The input |
## start

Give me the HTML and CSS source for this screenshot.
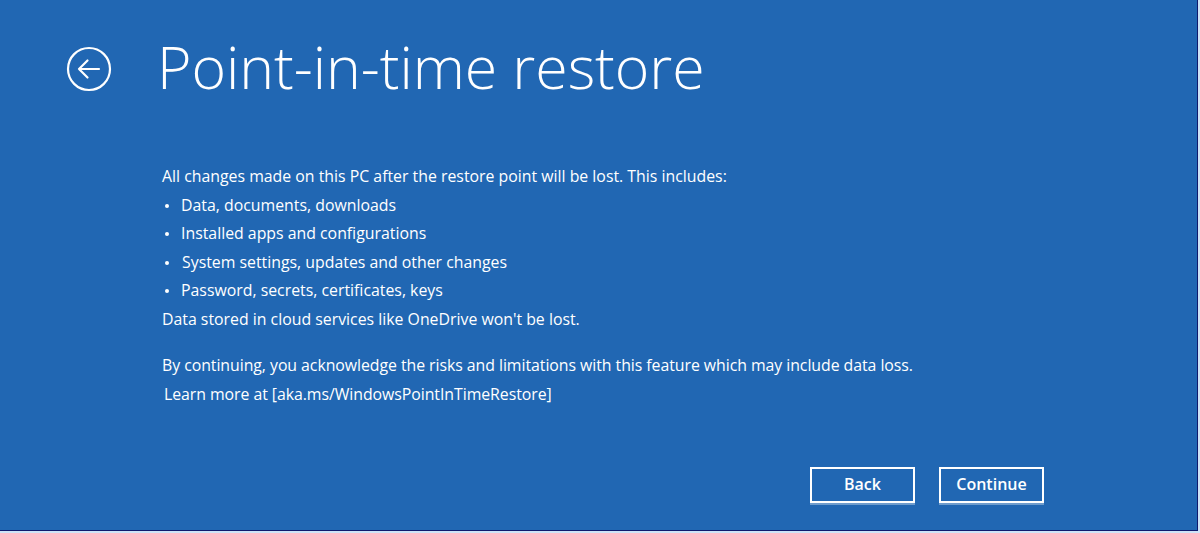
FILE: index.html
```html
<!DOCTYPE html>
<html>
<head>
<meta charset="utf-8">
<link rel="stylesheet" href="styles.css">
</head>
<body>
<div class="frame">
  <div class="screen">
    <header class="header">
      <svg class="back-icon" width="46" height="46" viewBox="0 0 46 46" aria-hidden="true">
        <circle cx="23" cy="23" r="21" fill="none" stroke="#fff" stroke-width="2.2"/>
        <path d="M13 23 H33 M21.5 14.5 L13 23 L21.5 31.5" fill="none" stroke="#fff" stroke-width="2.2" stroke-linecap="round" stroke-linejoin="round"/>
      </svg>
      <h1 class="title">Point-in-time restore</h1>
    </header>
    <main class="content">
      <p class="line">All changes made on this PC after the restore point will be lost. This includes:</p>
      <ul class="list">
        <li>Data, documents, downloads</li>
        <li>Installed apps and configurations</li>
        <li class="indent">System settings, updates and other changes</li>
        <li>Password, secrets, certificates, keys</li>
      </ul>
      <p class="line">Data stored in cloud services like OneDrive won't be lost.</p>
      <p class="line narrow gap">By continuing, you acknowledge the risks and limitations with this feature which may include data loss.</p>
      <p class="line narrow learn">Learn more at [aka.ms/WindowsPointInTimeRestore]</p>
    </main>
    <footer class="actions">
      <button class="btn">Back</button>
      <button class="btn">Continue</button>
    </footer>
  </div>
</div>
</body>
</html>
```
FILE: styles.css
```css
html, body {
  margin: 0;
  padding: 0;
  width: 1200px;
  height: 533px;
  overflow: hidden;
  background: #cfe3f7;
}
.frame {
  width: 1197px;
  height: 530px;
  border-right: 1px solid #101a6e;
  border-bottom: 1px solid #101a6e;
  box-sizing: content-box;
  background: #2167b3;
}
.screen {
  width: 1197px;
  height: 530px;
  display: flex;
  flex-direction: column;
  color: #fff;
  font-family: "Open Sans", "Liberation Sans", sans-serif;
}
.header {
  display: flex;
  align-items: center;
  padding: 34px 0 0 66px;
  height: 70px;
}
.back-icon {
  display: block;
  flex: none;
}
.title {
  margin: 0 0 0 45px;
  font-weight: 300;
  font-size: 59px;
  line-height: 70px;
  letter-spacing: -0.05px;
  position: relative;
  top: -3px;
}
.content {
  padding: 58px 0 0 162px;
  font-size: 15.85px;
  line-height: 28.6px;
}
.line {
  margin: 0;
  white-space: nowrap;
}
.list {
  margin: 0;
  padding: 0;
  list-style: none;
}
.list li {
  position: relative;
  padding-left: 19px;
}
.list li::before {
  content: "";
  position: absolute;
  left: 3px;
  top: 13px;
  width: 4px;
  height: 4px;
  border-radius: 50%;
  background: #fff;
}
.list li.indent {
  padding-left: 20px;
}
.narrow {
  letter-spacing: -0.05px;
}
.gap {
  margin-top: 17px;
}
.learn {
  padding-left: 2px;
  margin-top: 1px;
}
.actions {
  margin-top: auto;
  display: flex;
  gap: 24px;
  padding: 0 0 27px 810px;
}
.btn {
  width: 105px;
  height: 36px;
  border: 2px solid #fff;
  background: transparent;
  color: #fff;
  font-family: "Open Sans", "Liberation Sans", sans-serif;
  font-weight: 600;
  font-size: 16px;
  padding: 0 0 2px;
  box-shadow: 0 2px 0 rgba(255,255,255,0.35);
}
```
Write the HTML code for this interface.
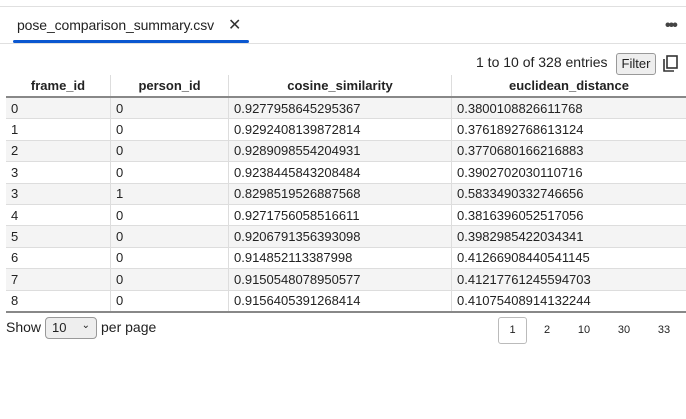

## end
## start

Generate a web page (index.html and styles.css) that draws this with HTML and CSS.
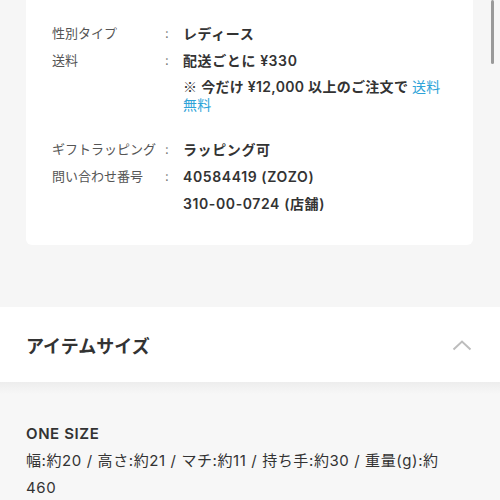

## end

Task instructions | Find the lines that include the string "with", then copy each of them.

Exercise response |
      <p class="line narrow gap">By continuing, you acknowledge the risks and limitations with this feature which may include data loss.</p>
Generate a web page (index.html and styles.css) that draws this with HTML and CSS.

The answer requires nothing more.